New York City’s bill also includes unique provisions not included in the SEAT Act. It would limit employers’ ability to rely on data collected through electronic monitoring when discharging or disciplining employees, unless the employer can show that (1) there is no other practical method of tracking or assessing employee performance, (2) it is using the least invasive available form of electronic monitoring, and (3) it previously provided the employee with the required notice of the monitoring. Even when these conditions are met, the employer may not rely solely on the data from electronic monitoring in making such employment decisions, except in cases of egregious misconduct or involving threats to others’ health or safety.

Additionally, City employers would need to file in advance with the Department of Consumer and Workforce Protection “an impartial evaluation from an independent auditor that said electronic monitoring is effective in undertaking its designed task.”

But the New York City bill is not altogether stricter than the SEAT Act. The SEAT Act would permit actions for wrongful discharge to be filed within six years after termination, whereas the City bill requires a civil action within two years.

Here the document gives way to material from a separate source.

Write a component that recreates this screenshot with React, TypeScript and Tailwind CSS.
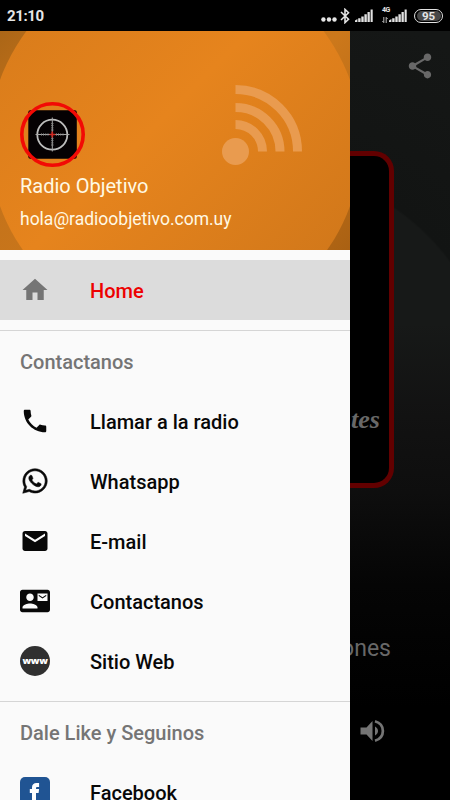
import React from "react";
import { MdHome, MdPhone, MdEmail, MdContactMail, MdShare } from "react-icons/md";
import { FaWhatsapp } from "react-icons/fa";

function SignalBars() {
  return (
    <svg width="18" height="13" viewBox="0 0 18 13" fill="#e2e2e2" aria-hidden="true">
      <path d="M0 13v-1.500L2.400 10v3zM3.200 9.300h2.400V13H3.200zM6.300 7.500h2.400V13H6.300zM9.400 5.300h2.400V13H9.400zM12.500 2.900h2.300V13h-2.300zM15.600 0.400h2.100V13h-2.100z" />
    </svg>
  );
}

function StatusBar() {
  return (
    <header className="flex h-[31px] w-full shrink-0 items-center justify-between bg-black px-[7px] text-[#e6e6e6]">
      <span className="pt-px text-[15px] font-bold leading-4 tracking-[-0.400px]">21:10</span>
      <div className="flex items-center">
        <svg width="16" height="5" viewBox="0 0 16 5" fill="#e6e6e6" className="mt-[8px]">
          <circle cx="2.4" cy="2.5" r="2.200" />
          <circle cx="8" cy="2.5" r="2.200" />
          <circle cx="13.500" cy="2.5" r="2.200" />
        </svg>
        <svg width="10" height="16" viewBox="0 0 10 16" fill="none" stroke="#e2e2e2" strokeWidth="1.600" className="ml-[3px]">
          <path d="M1 4l7.5 7.3L5 14.6V1.4L8.5 4.7 1 12" />
        </svg>
        <div className="-mt-px ml-[5px]"><SignalBars /></div>
        <div className="ml-[9px] flex h-[15px] w-[8px] flex-col justify-between">
          <span className="-mt-px text-[7px] font-bold leading-[7px] tracking-[-0.500px]">4G</span>
          <svg width="6" height="6" viewBox="0 0 6 6" fill="none" stroke="#cfcfcf" strokeWidth="0.9">
            <path d="M1.8 0v5.6M0.4 4l1.4 1.6M4.2 6V.4L5.6 2" />
          </svg>
        </div>
        <div className="-ml-px -mt-px"><SignalBars /></div>
        <div className="ml-[7px] flex h-[14px] w-[29px] items-center justify-center rounded-full border-[1.5px] border-[#e2e2e2] bg-black">
          <div className="flex h-[10px] w-[24px] items-center justify-center rounded-full bg-[#484848] text-[11.500px] font-bold leading-[10px]">95</div>
        </div>
      </div>
    </header>
  );
}

function DrawerHeader() {
  return (
    <section className="relative h-[219px] shrink-0 overflow-hidden bg-[linear-gradient(135deg,#ab6617_0%,#c2711a_18%,#cc781b_60%,#aa6113_100%)]">
      <svg className="absolute inset-0" width="350" height="219" viewBox="0 0 350 219" aria-hidden="true">
        <defs>
          <linearGradient id="disc" x1="0" y1="0" x2="1" y2="1">
            <stop offset="0.1" stopColor="#d97c1b" />
            <stop offset="0.45" stopColor="#e6841d" />
            <stop offset="0.9" stopColor="#d0771a" />
          </linearGradient>
        </defs>
        <circle cx="175" cy="112" r="186" fill="url(#disc)" />
        <g fill="none" stroke="#e99b4f" strokeWidth="9">
          <circle cx="235.5" cy="120.5" r="13.5" fill="#e99b4f" stroke="none" />
          <path d="M235.5 58.5a62 62 0 0 1 62 62" />
          <path d="M235.5 76.5a44.500 44 0 0 1 44.500 44" />
          <path d="M235.5 93.500a27 27 0 0 1 27 27" />
        </g>
      </svg>
      <div className="relative pl-5 pt-[71px] text-[#fff9e4]">
        <svg width="65" height="65" viewBox="0 0 65 65" aria-hidden="true">
          <rect x="8.300" y="8.300" width="48.500" height="48.500" rx="2" fill="#050103" />
          <circle cx="32.500" cy="32.500" r="30.700" fill="none" stroke="#f20a05" strokeWidth="3.600" />
          <circle cx="32.300" cy="32.700" r="15" fill="none" stroke="#bdbdbd" strokeWidth="1.800" />
          <path d="M15.500 32.500h34M32.300 15.500v34" stroke="#a8a8a8" strokeWidth="1" />
          <path d="M21 32.500h8M36 32.500h8M32.300 21v8M32.300 36v8" stroke="#858585" strokeWidth="2.500" strokeDasharray="0.800 1.400" />
          <path d="M29.500 32.500h6M32.300 29.500v6" stroke="#cf2822" strokeWidth="1.700" />
        </svg>
        <div className="mt-[7px] text-[20px] leading-6">Radio Objetivo</div>
        <div className="mt-[9px] text-[17.500px] leading-6">hola@radioobjetivo.com.uy</div>
      </div>
    </section>
  );
}

function SectionTitle({ children }: { children: React.ReactNode }) {
  return (
    <h2 className="mt-[10px] h-[61px] shrink-0 border-t border-[#d5d5d5] pl-5 pt-[19px] text-[20px] font-medium leading-6 text-[#757575]">
      {children}
    </h2>
  );
}

function MenuItem({ icon, label, active = false }: { icon: React.ReactNode; label: string; active?: boolean }) {
  return (
    <button className={`flex h-[60px] w-full shrink-0 items-center pl-5 text-left ${active ? "bg-[#dcdcdc] text-[#ed0000]" : "text-[#080808]"}`}>
      <span className="flex w-[30px] justify-center">{icon}</span>
      <span className="ml-10 pt-[2px] text-[20px] font-medium leading-6">{label}</span>
    </button>
  );
}

function Drawer() {
  return (
    <aside className="flex w-[350px] shrink-0 flex-col overflow-hidden bg-[#fafafa]">
      <DrawerHeader />
      <nav className="flex flex-col pt-[10px]">
        <MenuItem active label="Home" icon={<MdHome size={30} color="#757575" />} />
        <SectionTitle>Contactanos</SectionTitle>
        <MenuItem label="Llamar a la radio" icon={<MdPhone size={30} />} />
        <MenuItem label="Whatsapp" icon={<FaWhatsapp size={28} stroke="currentColor" strokeWidth={10} />} />
        <MenuItem label="E-mail" icon={<MdEmail size={30} />} />
        <MenuItem label="Contactanos" icon={<MdContactMail size={30} />} />
        <MenuItem
          label="Sitio Web"
          icon={<span className="flex size-[30px] items-center justify-center rounded-full bg-[#303030] pb-px font-['Open_Sans',sans-serif] text-[9.500px] font-extrabold leading-3 tracking-[-0.300px] text-white">www</span>}
        />
        <SectionTitle>Dale Like y Seguinos</SectionTitle>
        <MenuItem
          label="Facebook"
          icon={
            <svg width="30" height="30" viewBox="0 0 30 30" aria-hidden="true">
              <rect width="30" height="30" rx="5" fill="#205493" />
              <path d="M12 27V16H9.800v-4H12V10.500C12 7.500 13.700 6 16.600 6h2.500v4h-1.700c-1 0-1.400.500-1.400 1.300V12h3.100l-.5 4H16v11z" fill="#fff" />
            </svg>
          }
        />
      </nav>
    </aside>
  );
}

function Player() {
  return (
    <main className="flex w-[100px] flex-col overflow-hidden bg-[linear-gradient(180deg,transparent_0%,transparent_38%,#121212_50%,#0e0e0e_60%,#050505_72%,#000_88%),radial-gradient(circle_at_-88px_370px,#171918_0px,#171918_233px,#121413_235px,#151716_400px)] text-[#686868]">
      <div className="flex h-[120px] shrink-0 justify-end pr-[15px] pt-5">
        <MdShare size={30} color="#686868" />
      </div>
      <div className="flex h-[337px] w-[44px] shrink-0 items-start justify-end rounded-r-[20px] border-y-[5px] border-r-[5px] border-[#620000] bg-black pr-[9px] pt-[249px] font-['Liberation_Serif',serif] text-[26px] font-bold italic leading-[30px]">
        <span>tes</span>
      </div>
      <div className="mt-[145px] flex h-[32px] w-[41px] shrink-0 items-center justify-end text-[23px] leading-[30px]">ones</div>
      <svg className="ml-[9px] mt-[51px] shrink-0" width="28" height="30" viewBox="0 0 28 30" aria-hidden="true">
        <path d="M1.500 11.500h6L13.500 5v20l-6-6.500h-6z" fill="#747474" />
        <path d="M16 10.500c4 2 4 7 0 9z" fill="#747474" />
        <path d="M16 5.300c10.500 3 10.500 16.400 0 19.400" fill="none" stroke="#747474" strokeWidth="2.700" />
      </svg>
    </main>
  );
}

export default function App() {
  return (
    <div className="flex h-[800px] w-[450px] flex-col overflow-hidden bg-black font-['Roboto',sans-serif]">
      <StatusBar />
      <div className="flex min-h-0 flex-1">
        <Drawer />
        <Player />
      </div>
    </div>
  );
}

Damages under either bill could be steep. Violations under the SEAT Act would entitle employees to lost wages and benefits for a period not to exceed four years from the date of the discharge, together with interest on the lost wages and fringe benefits.. The New York City bill would entitle employees to reinstatement, payment of back pay for any loss of pay or benefits resulting from discipline, other compensatory damages and any other relief required to make the employee whole and reasonable attorney’s fees, among other things.

Conclusion

It is far from certain that either of these bills will progress in their respective legislative bodies, let alone pass and become law. That said, employers should be prepared in case these bills are a sign of what is to come in future legislative sessions. Seyfarth will continue to monitor developments in this space and provide updates when available.